Grubun performansı da, seyirciyle diyalogu da, ruhu da beni çok mutlu ediyordu. internette tanıştığın sevgilinle buluştuğundaki hayal kırıklığını yaşamadım ben. this is the last time'dan sonra mikrofonu Aaron Dessner aldı. bir süre konuştu. hüzünlü bir biçimde insanın hayatında mutlu olduğu evinden bahsetti.aynı hissi ben de bir şarkılarında hisediyordum ama o şarkıyı 2007 haziranından itibaren sadece beş kez çaldıkları için hiç umutlanmadım. Aaron'ın ağzından "for some reasons we didn't play this song for many years" diye bir cümle çıktı. duyduğum an anladım, bazı şeyler değişiyordu. sonra Guest Room başladı. Guest room benim için jurnal sokaktaki beş numaralı apartmanın altı numaralı dairesi.

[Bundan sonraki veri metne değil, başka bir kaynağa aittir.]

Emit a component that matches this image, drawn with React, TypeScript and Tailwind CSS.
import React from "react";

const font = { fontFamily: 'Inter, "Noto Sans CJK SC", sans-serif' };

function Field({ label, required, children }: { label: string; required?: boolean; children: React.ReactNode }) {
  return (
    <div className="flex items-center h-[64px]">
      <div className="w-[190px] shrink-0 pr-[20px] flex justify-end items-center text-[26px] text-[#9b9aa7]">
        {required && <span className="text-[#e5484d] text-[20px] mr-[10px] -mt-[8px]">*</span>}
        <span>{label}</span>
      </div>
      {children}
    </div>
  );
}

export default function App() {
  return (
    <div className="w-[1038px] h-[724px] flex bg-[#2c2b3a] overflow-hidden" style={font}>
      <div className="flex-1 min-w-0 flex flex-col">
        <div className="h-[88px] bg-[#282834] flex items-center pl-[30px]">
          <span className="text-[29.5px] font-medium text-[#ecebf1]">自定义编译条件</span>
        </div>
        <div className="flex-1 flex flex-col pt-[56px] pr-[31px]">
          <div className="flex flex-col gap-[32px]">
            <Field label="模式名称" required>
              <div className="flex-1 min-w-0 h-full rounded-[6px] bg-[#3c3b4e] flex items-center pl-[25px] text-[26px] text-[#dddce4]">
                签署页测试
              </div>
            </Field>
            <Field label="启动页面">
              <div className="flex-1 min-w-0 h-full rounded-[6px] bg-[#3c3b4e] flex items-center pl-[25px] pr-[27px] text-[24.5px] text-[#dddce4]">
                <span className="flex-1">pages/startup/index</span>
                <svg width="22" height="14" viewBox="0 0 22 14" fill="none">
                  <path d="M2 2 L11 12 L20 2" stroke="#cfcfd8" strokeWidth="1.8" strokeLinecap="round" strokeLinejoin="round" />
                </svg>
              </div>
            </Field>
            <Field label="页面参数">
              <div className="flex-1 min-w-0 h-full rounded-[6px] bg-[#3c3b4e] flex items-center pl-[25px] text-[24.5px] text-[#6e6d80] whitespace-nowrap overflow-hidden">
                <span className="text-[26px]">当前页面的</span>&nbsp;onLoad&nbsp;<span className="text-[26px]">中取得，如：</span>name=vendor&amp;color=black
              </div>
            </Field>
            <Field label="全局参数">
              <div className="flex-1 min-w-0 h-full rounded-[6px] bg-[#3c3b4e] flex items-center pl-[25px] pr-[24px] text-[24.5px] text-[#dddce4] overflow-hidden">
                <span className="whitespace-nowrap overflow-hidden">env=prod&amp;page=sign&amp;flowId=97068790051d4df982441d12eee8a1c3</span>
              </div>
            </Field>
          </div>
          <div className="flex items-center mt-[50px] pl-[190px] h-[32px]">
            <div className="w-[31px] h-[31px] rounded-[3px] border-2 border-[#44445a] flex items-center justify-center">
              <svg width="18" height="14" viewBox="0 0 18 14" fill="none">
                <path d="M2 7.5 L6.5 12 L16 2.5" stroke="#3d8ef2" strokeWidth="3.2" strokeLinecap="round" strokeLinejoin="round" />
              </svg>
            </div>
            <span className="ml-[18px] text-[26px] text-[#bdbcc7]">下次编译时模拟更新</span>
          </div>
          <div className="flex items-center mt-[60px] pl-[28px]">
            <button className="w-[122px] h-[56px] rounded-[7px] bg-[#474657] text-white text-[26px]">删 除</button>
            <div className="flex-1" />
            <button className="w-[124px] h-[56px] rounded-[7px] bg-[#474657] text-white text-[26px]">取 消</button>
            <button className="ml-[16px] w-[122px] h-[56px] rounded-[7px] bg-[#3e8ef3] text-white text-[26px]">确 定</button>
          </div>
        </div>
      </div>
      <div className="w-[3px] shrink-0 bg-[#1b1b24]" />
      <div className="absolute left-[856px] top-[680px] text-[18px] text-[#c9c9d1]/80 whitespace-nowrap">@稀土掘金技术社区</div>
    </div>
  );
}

They're gonna send us to prison for jerks
For having vague ideas of the way to turn each other on again
They're gonna send us to prison for jerks

insanın içindeyken farkına varamadığı zaten varsa da asla önüne geçemediği durum. herkesin hak edişleri hesabına yatırılacaktır. kimse bizden borçlu olarak ayrılmamıştır. ama düşüncelerimden ötürü çarptırılacağım tüm cezalara da eyvallahım var.

They'll find us here
Here, here in the guest room
Where we throw money at each other and cry

tabi ki de bu evin salonunda bulacaklar çünkü artık gidecek çok yer kalmadı. sıkıştıkça sıkıştık, artık herkesin kendi evi var. bir de bu ev var ama. son birkaç senedir jeopolitik açıdan önemi olan bir ev. içerisinde hayatların konuşulduğu, sabahlara kadar eğlenildiği, hesapların kesildiği, uyuyakalındığı, kutlamaların yapıldığı, duvarlarında bardakların kırıldığı ev.

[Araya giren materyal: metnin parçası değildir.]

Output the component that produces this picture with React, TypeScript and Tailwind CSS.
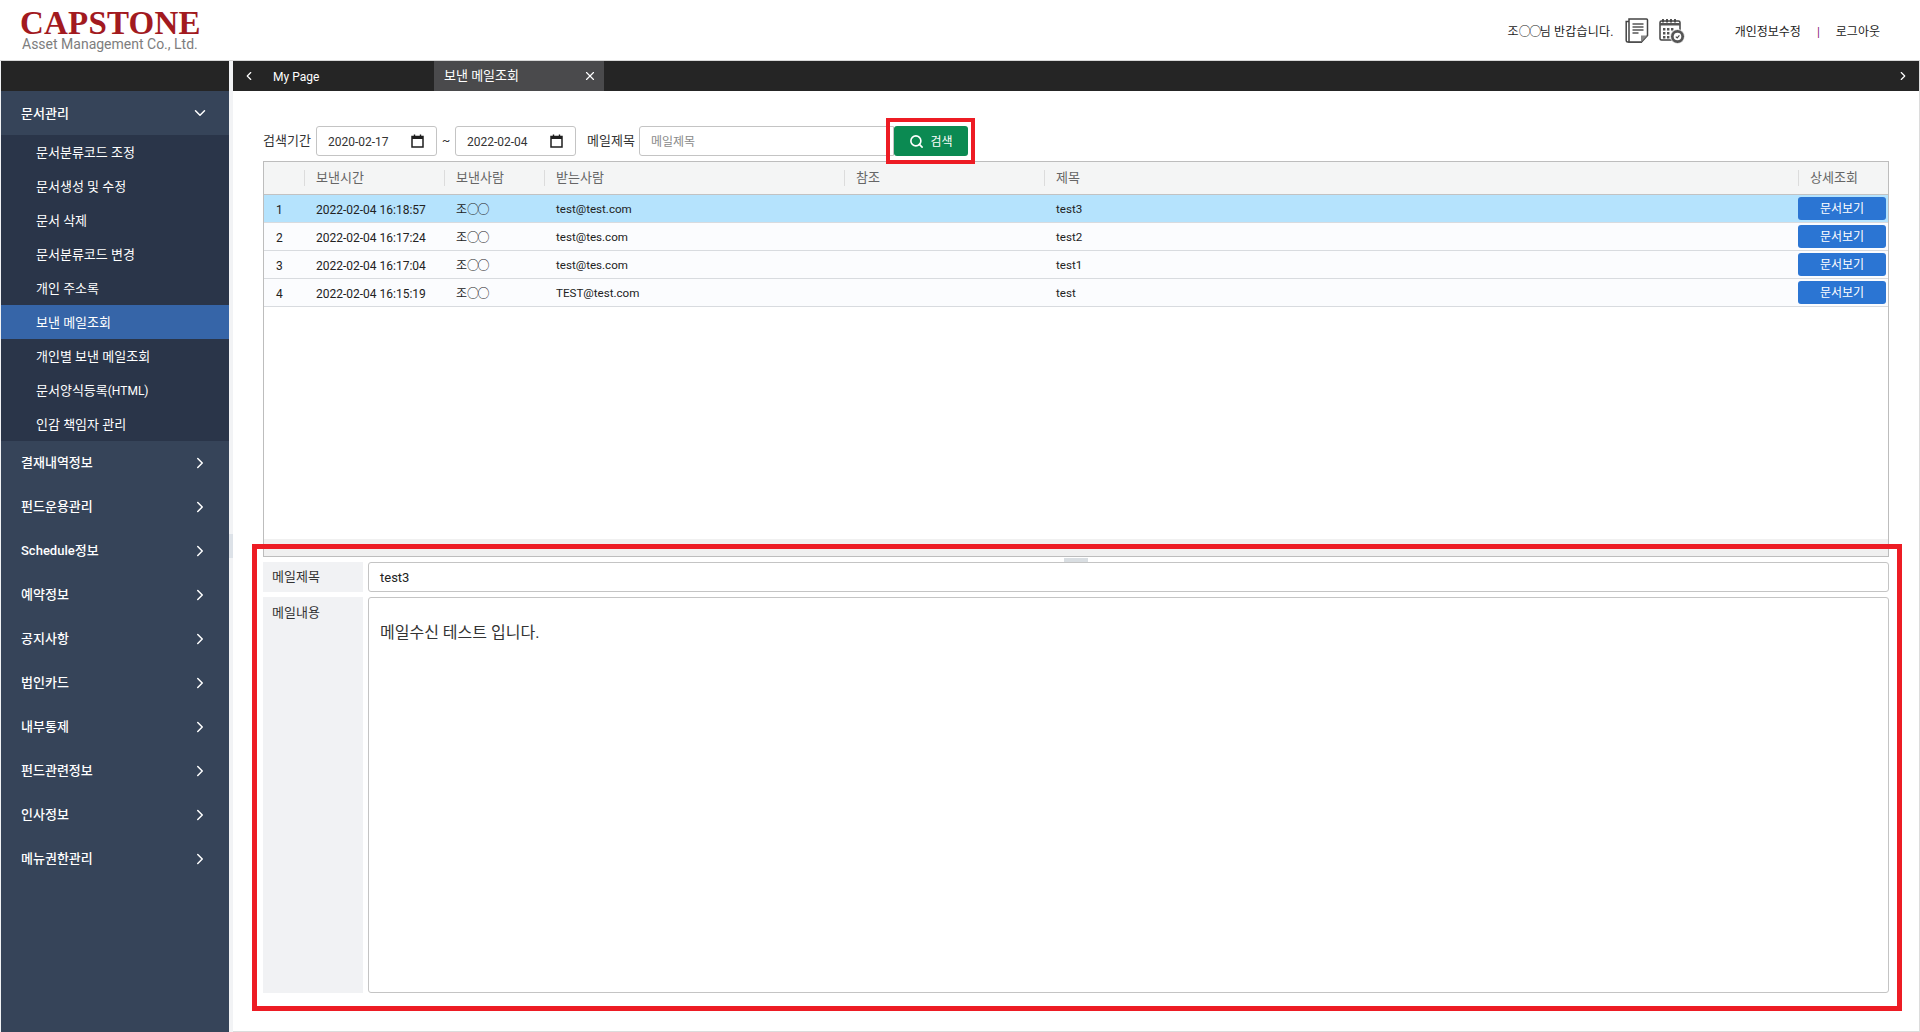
import { ChevronDown, ChevronLeft, ChevronRight, Search, X } from "lucide-react";

const FONT = "font-['Roboto','Noto_Sans_CJK_KR',sans-serif]";

const subMenus = [
  "문서분류코드 조정",
  "문서생성 및 수정",
  "문서 삭제",
  "문서분류코드 변경",
  "개인 주소록",
  "보낸 메일조회",
  "개인별 보낸 메일조회",
  "문서양식등록(HTML)",
  "인감 책임자 관리",
];

const groups = [
  "결재내역정보",
  "펀드운용관리",
  "Schedule정보",
  "예약정보",
  "공지사항",
  "법인카드",
  "내부통제",
  "펀드관련정보",
  "인사정보",
  "메뉴권한관리",
];

const rows = [
  { no: 1, time: "2022-02-04 16:18:57", to: "test@test.com", title: "test3" },
  { no: 2, time: "2022-02-04 16:17:24", to: "test@tes.com", title: "test2" },
  { no: 3, time: "2022-02-04 16:17:04", to: "test@tes.com", title: "test1" },
  { no: 4, time: "2022-02-04 16:15:19", to: "TEST@test.com", title: "test" },
];

const columns = [
  { label: "", width: "w-[40px]" },
  { label: "보낸시간", width: "w-[140px]" },
  { label: "보낸사람", width: "w-[100px]" },
  { label: "받는사람", width: "w-[300px]" },
  { label: "참조", width: "w-[200px]" },
  { label: "제목", width: "w-[754px]" },
  { label: "상세조회", width: "w-[90px]" },
];

function CalendarGlyph() {
  return (
    <svg width="13" height="14" viewBox="0 0 13 14" className="shrink-0">
      <path d="M1 2.5h11v10.5H1z" fill="none" stroke="#1f1f1f" strokeWidth="1.5" />
      <path d="M1 2h11v3H1z" fill="#1f1f1f" />
      <path d="M3.5 0.5v2M9.5 0.5v2" stroke="#1f1f1f" strokeWidth="1.4" />
    </svg>
  );
}

function DocIcon() {
  return (
    <svg width="24" height="26" viewBox="0 0 24 26" fill="none">
      <path d="M4 3.5H1.2v19a1.5 1.5 0 0 0 1.5 1.5H17" stroke="#444" strokeWidth="1.5" />
      <path d="M4 1h17.5a1 1 0 0 1 1 1v15.5l-6 6.5H4z" fill="#fff" stroke="#444" strokeWidth="1.5" />
      <path d="M16 24v-6.5h6.5z" fill="#888" />
      <path d="M7.5 6h11M7.5 9h11M7.5 12h11M7.5 15h6" stroke="#555" strokeWidth="1.6" />
    </svg>
  );
}

function ScheduleIcon() {
  return (
    <svg width="26" height="26" viewBox="0 0 26 26" fill="none">
      <rect x="1" y="3" width="20" height="19" rx="1.5" stroke="#444" strokeWidth="1.5" fill="#fff" />
      <path d="M1 5h20v2.5H1z" fill="#555" />
      <path d="M4 1v3.5M8 1v3.5M12 1v3.5M16 1v3.5" stroke="#444" strokeWidth="1.8" />
      <path d="M4 10h2.4v2.4H4zM8 10h2.4v2.4H8zM12 10h2.4v2.4H12zM4 14h2.4v2.4H4zM8 14h2.4v2.4H8zM4 18h2.4v2.4H4zM8 18h2.4v2.4H8z" fill="#555" />
      <circle cx="18.5" cy="18.5" r="7" fill="#555" stroke="#fff" strokeWidth="0.8" />
      <circle cx="18.5" cy="18.5" r="3.8" fill="#fff" />
      <path d="M16.8 18.6l1.4 1.3 2.2-2.6" stroke="#444" strokeWidth="1.1" />
    </svg>
  );
}

function Masked() {
  return (
    <>
      조<span className="tracking-[-1.5px]">○○</span>
    </>
  );
}

function Header() {
  return (
    <header className="flex h-[61px] shrink-0 items-center border-b border-[#d8d8d8] bg-white">
      <div className="ml-[20px] flex flex-col whitespace-nowrap">
        <div className="font-['Liberation_Serif',serif] text-[33px] font-bold leading-[27px] tracking-[0.2px] text-[#a21a1f]">
          CAPSTONE
        </div>
        <div className="ml-[2px] text-[14px] leading-[14px] text-[#7d7d7d]">
          Asset Management Co., Ltd.
        </div>
      </div>
      <div className="ml-auto flex items-center pt-[1px] text-[12px] text-[#222]">
        <span className="pt-[2px] tracking-[0.2px]">
          <Masked />님 반갑습니다.
        </span>
        <span className="ml-[11px]">
          <DocIcon />
        </span>
        <span className="ml-[10px]">
          <ScheduleIcon />
        </span>
        <span className="ml-[50px] pt-[2px]">개인정보수정</span>
        <span className="mx-[16px] pt-[2px] text-[#8a1a7a]">|</span>
        <span className="mr-[40px] pt-[2px]">로그아웃</span>
      </div>
    </header>
  );
}

function Sidebar() {
  return (
    <aside className="ml-px flex w-[228px] shrink-0 flex-col bg-[#2a3549] text-white">
      <div className="h-[30px] shrink-0 bg-[#252525]" />
      <div className="flex h-[44px] items-center justify-between bg-[#364459] pl-[20px] pr-[20px] text-[13px] font-medium">
        <span className="pt-[1px]">문서관리</span>
        <ChevronDown size={18} strokeWidth={2} />
      </div>
      <ul>
        {subMenus.map((m) => (
          <li
            key={m}
            className={`flex h-[34px] items-center pl-[35px] pt-[1px] text-[13px] ${
              m === "보낸 메일조회" ? "bg-[#3665a8]" : ""
            }`}
          >
            {m.endsWith("(HTML)") ? (
              <span>
                문서양식등록<span className="text-[12px]">(HTML)</span>
              </span>
            ) : (
              m
            )}
          </li>
        ))}
      </ul>
      <ul className="flex-1 bg-[#364459]">
        {groups.map((g) => (
          <li
            key={g}
            className="flex h-[44px] items-center justify-between pl-[20px] pr-[20px] text-[13px] font-medium"
          >
            <span>{g}</span>
            <ChevronRight size={18} strokeWidth={2} />
          </li>
        ))}
      </ul>
    </aside>
  );
}

function TabBar() {
  return (
    <div className="flex h-[30px] shrink-0 items-center bg-[#252525] text-white">
      <ChevronLeft size={14} className="ml-[9px]" />
      <span className="ml-[17px] w-[161px] pt-[1px] text-[12px]">My Page</span>
      <div className="flex h-full w-[170px] items-center justify-between bg-[#4a4a4c] pl-[10px] pr-[7px]">
        <span className="text-[13px]">보낸 메일조회</span>
        <X size={14} />
      </div>
      <ChevronRight size={14} className="ml-auto mr-[9px]" />
    </div>
  );
}

function DateInput({ value, width }: { value: string; width: string }) {
  return (
    <div
      className={`flex h-[30px] items-center justify-between rounded-[3px] border border-[#c4c4c4] pl-[11px] pr-[12px] text-[12px] text-[#333] ${width}`}
    >
      <span className="pt-[1px]">{value}</span>
      <CalendarGlyph />
    </div>
  );
}

function SearchRow() {
  return (
    <div className="flex h-[30px] items-center text-[13px] text-[#333]">
      <span className="w-[53px]">검색기간</span>
      <DateInput value="2020-02-17" width="w-[121px]" />
      <span className="w-[18px] text-center text-[12px]">~</span>
      <DateInput value="2022-02-04" width="w-[121px]" />
      <span className="ml-[11px] w-[52px]">메일제목</span>
      <div className="flex h-[30px] w-[255px] items-center rounded-l-[3px] border border-[#c4c4c4] pl-[11px] pt-[1px] text-[12px] text-[#8a8a8a]">
        메일제목
      </div>
      <button
        type="button"
        className="flex h-[30px] w-[74px] items-center justify-center gap-[6px] rounded-[3px] bg-[#0b8a52] pt-[1px] text-[12px] text-white"
      >
        <Search size={15} strokeWidth={2.6} />
        검색
      </button>
    </div>
  );
}

function MailTable() {
  return (
    <div className="flex h-[396px] flex-col border border-b-0 border-[#bdbdbd]">
      <table className="w-full table-fixed border-collapse text-[12px] text-[#222]">
        <thead>
          <tr className="h-[32px] border-b border-[#c2c2c2] bg-[#f4f5f5] text-[13px] text-[#666]">
            {columns.map((c, i) => (
              <th key={i} className={`p-0 text-left font-normal ${c.width}`}>
                {i > 0 && (
                  <div className="flex h-[16px] items-center border-l border-[#dcdcdc] pl-[11px]">
                    {c.label}
                  </div>
                )}
              </th>
            ))}
          </tr>
        </thead>
        <tbody>
          {rows.map((r) => (
            <tr
              key={r.no}
              className={`h-[28px] border-b border-[#d8dbdf] ${
                r.no === 1 ? "bg-[#b5e3fd]" : "bg-[#fbfcfe]"
              }`}
            >
              <td className="p-0 pl-[12px] pt-[4px]">{r.no}</td>
              <td className="p-0 pl-[12px] pt-[4px]">{r.time}</td>
              <td className="p-0 pl-[12px] pt-[4px]">
                <Masked />
              </td>
              <td className="p-0 pl-[12px] pt-[4px] text-[11.6px]">{r.to}</td>
              <td className="p-0" />
              <td className="p-0 pl-[12px] pt-[4px] text-[11.6px]">{r.title}</td>
              <td className="p-0 pt-[1px]">
                <button
                  type="button"
                  className="block h-[23px] w-[88px] rounded-[3px] bg-[#2b75d3] text-center text-[12px] text-white"
                >
                  문서보기
                </button>
              </td>
            </tr>
          ))}
        </tbody>
      </table>
      <div className="mt-auto h-[18px] border-b border-[#bdbdbd] bg-[#f0f0f0]" />
    </div>
  );
}

function DetailPanel() {
  return (
    <div className="mt-[5px] flex flex-col gap-[5px] text-[13px] text-[#333]">
      <div className="relative flex h-[30px] gap-[5px]">
        <div className="absolute left-[801px] top-[-4px] h-[4px] w-[24px] bg-[#d9dee2]" />
        <div className="flex w-[100px] items-center bg-[#f1f2f4] pl-[9px]">메일제목</div>
        <div className="flex flex-1 items-center rounded-[3px] border border-[#c4c4c4] pl-[11px] pt-[1px] text-[#222]">
          test3
        </div>
      </div>
      <div className="flex h-[396px] gap-[5px]">
        <div className="w-[100px] bg-[#f1f2f4] pl-[9px] pt-[6px]">메일내용</div>
        <div className="flex-1 rounded-[3px] border border-[#c4c4c4] pl-[11px] pt-[25px] text-[16px] leading-[20px]">
          메일수신 테스트 입니다.
        </div>
      </div>
    </div>
  );
}

export default function App() {
  return (
    <div className={`flex h-[1032px] w-[1920px] flex-col overflow-hidden bg-white ${FONT}`}>
      <Header />
      <div className="flex min-h-0 flex-1 bg-[#f2f3f5]">
        <Sidebar />
        <div className="relative w-[4px] shrink-0">
          <div className="absolute left-0 top-[473px] h-[24px] w-[4px] bg-[#dde2e8]" />
        </div>
        <main className="relative flex flex-1 flex-col border-b border-r border-[#dcdcdc] bg-white">
          <TabBar />
          <div className="pl-[30px] pr-[30px] pt-[35px]">
            <SearchRow />
            <div className="mt-[5px]">
              <MailTable />
            </div>
            <DetailPanel />
          </div>
          {/* annotation boxes drawn over the screenshot */}
          <div className="absolute left-[653px] top-[57px] h-[46px] w-[89px] border-4 border-[#ed1c24]" />
          <div className="absolute left-[19px] top-[483px] h-[467px] w-[1650px] border-[5px] border-[#ed1c24]" />
        </main>
      </div>
    </div>
  );
}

We miss being ruffians, going wild and bright
In the corners of front yards, getting in and out of cars
We miss being deviants

ben şöyle göğsümü gere gere normal olamadım. zaten bir yerden sonra da olmaya çalışmadım. yoksa sabah konkur sunumundan çıkıp göztepe maçına gidip dönmek harbiden normal insan işi değil. içimdeki canavarı dizginlemenin yolunun olmadığını öğrendiğim günün ertesinde her sabah onunla yürüyüşe çıkmaya karar verdim. insanlar garip garip bakıyor tasmalı bir canavarla metroya bindiğimde. ben alıştım, onlar da alışabilir.

We can't stay here
We're starting to stay the same
We can't stay here
We can't stay this way

şarkının en sevdiğim kısmı.
jurnal sokaktaki beş numaralı apartmanın altı numaralı dairesi artık bitti. beş seneyi aşkın süredir beni var eden, içinde, dışında, sokağında beni tanımlayan ev ile artık vedalaşmanın zamanı geldi. çünkü artık her şey aynı olmaya başladı. izmirdeki evden de on sekiz yaşımda böyle ayrılmıştım. o zaman the national yerine bora öztoprak'tan gidiyorum artık yeter dinliyordum. insan değişiyor, değişmeli de. ben artık burada değişemiyorum. burada kalmanın hiç bir manası kalmadı artık.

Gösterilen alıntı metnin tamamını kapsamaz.